Important changes to the UK competition regime as of 1 January 2025 

 
January 17, 2025

Key Takeaways

  1. Merger control: The merger control thresholds in the UK have been broadened to capture ‘vertical’ and ‘conglomerate’ transactions (transactions involving parties that do not have overlapping activities) .
  2. New SMS regime: A new technology-specific regime, the so-called ‘SMS regime,’ has entered into force.  Certain activities of large technology firms will now be subject to specific conduct requirements.
  3. Merger reporting: Designated SMS firms (see above) will have to report transactions meeting specific thresholds pre-closing to the UK’s Competition and Markets Authority (“CMA”). The UK’s merger control regime otherwise remains ‘voluntary’ and ‘non-suspensory,’ such that parties continue to decide whether to notify a transaction pre-closing, though the significant risks with not engaging with the CMA pre-close remain. 

In April 2023, we provided a detailed overview of the changes to the UK competition law regime that would result from the eagerly and long-awaited Digital Markets, Competition and Consumers Act (the "DMCC Act" or the "Act"). See here.

The key provisions of the Act relating to these changes came into force on 1 January 2025 (the Act also ushers in changes to UK consumer law). This OnPoint provides an overview of these changes as a quick reference guide.

Changes to the merger control thresholds

The Act has amended the existing jurisdictional thresholds to review mergers.

Transactions now qualify for investigation by the CMA if one of the following thresholds are met:

  1. The target’s turnover exceeds £100 million in the UK (an increase from £70 million in line with inflation);
  2. The parties’ combined share of the supply or acquisition of a particular good or service in the UK, or a substantial part of it, amounts to 25% or more; or
  3. One party (generally the acquirer) has a share of at least 33% (either supplied by or to it) of goods or services of any description in the UK and a UK turnover of at least £350 million; and the other party (typically the target) carries on activities in the UK, or supplies goods or services to persons in the UK (a “UK nexus”).

A small business ‘safe harbour’ exception is available for any transaction where each party has an annual turnover of less than £10 million in the UK.

The UK’s merger control regime remains ‘voluntary’ and ‘non-suspensory’ such that there is no requirement to notify the CMA of a transaction pre-closing. However, parties that choose not to notify run the risk of being subject to a post-close investigation of the transaction by the CMA, with the risk of an initial enforcement order (“IEO”) being imposed, amongst other things, to prevent (any further) integration. At the conclusion of a post-close investigation, the CMA may impose remedies or unwind the transaction.

SMS regime for the largest technology companies

The Act also introduces a new regulatory regime, the Strategic Market Status (“SMS”) regime. This regime is overseen by a new body within the CMA, the Digital Markets Unit (“DMU”).

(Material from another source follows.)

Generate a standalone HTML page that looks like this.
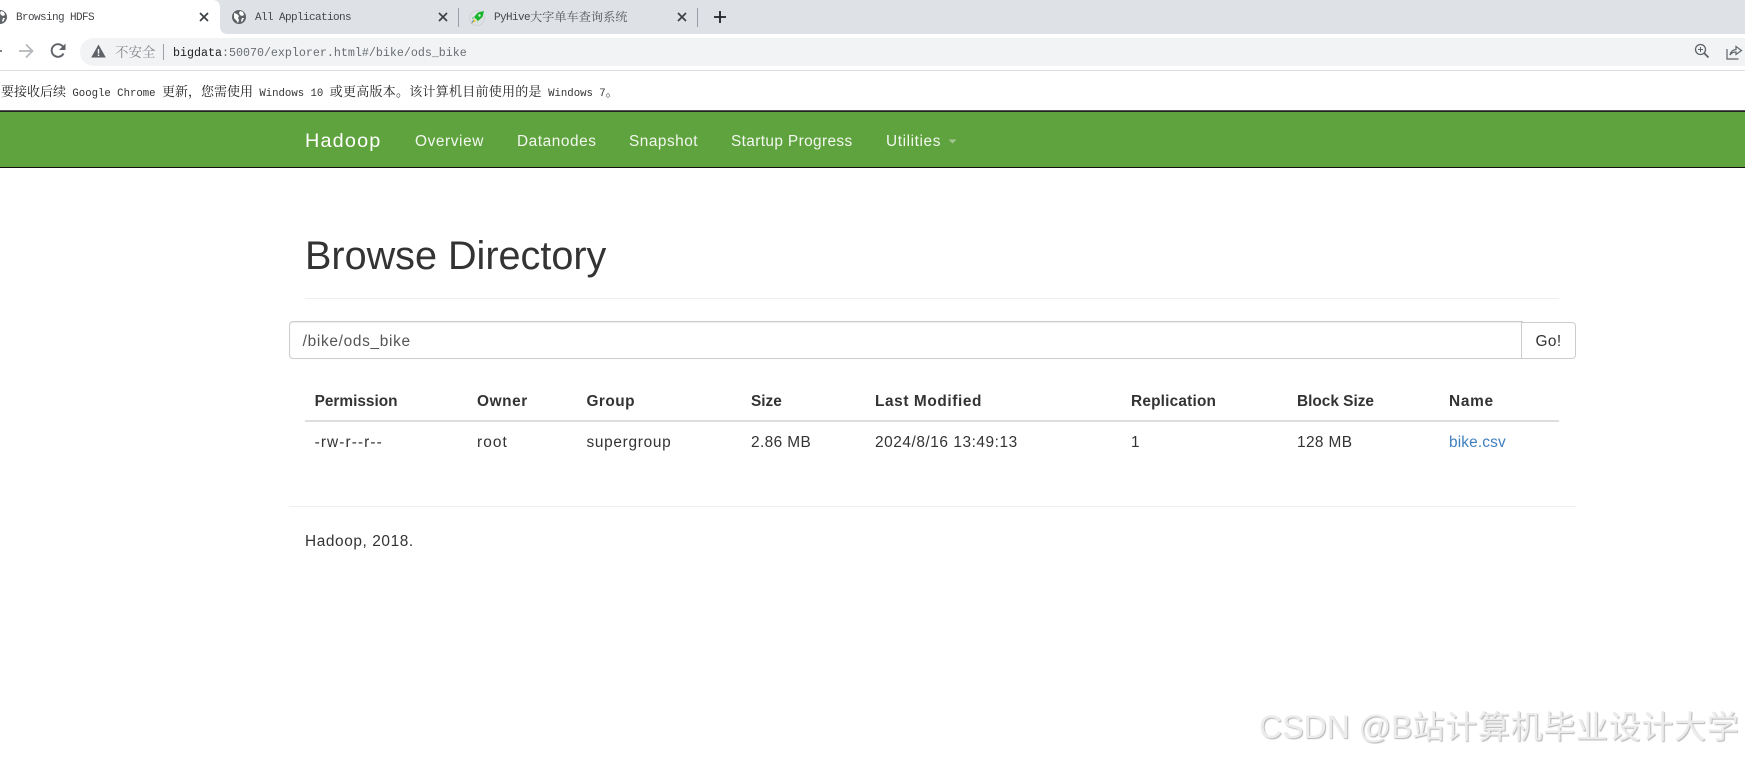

The SMS regime empowers the CMA to designate large technology firms as having SMS in relation to a ‘digital activity’ linked to the UK. The CMA must be satisfied that the firm has ‘substantial and entrenched market power’ and a position of ‘strategic significance’ in respect of that digital activity or activities in order to designate it as having SMS. SMS firms will be subject to specific ‘conduct requirements’ in relation to the digital activity, e.g. a prohibition on applying discriminatory terms, conditions or policies, self-preferencing or requiring users to use the SMS firm’s other products alongside the digital activity.

The CMA can also impose ‘pro-competitive interventions’ (“PCIs”) if it considers that the digital activity is having an ‘adverse effect’ on competition. PCIs can be both ‘behavioural’ or ‘structural’ in nature (e.g. a divestiture).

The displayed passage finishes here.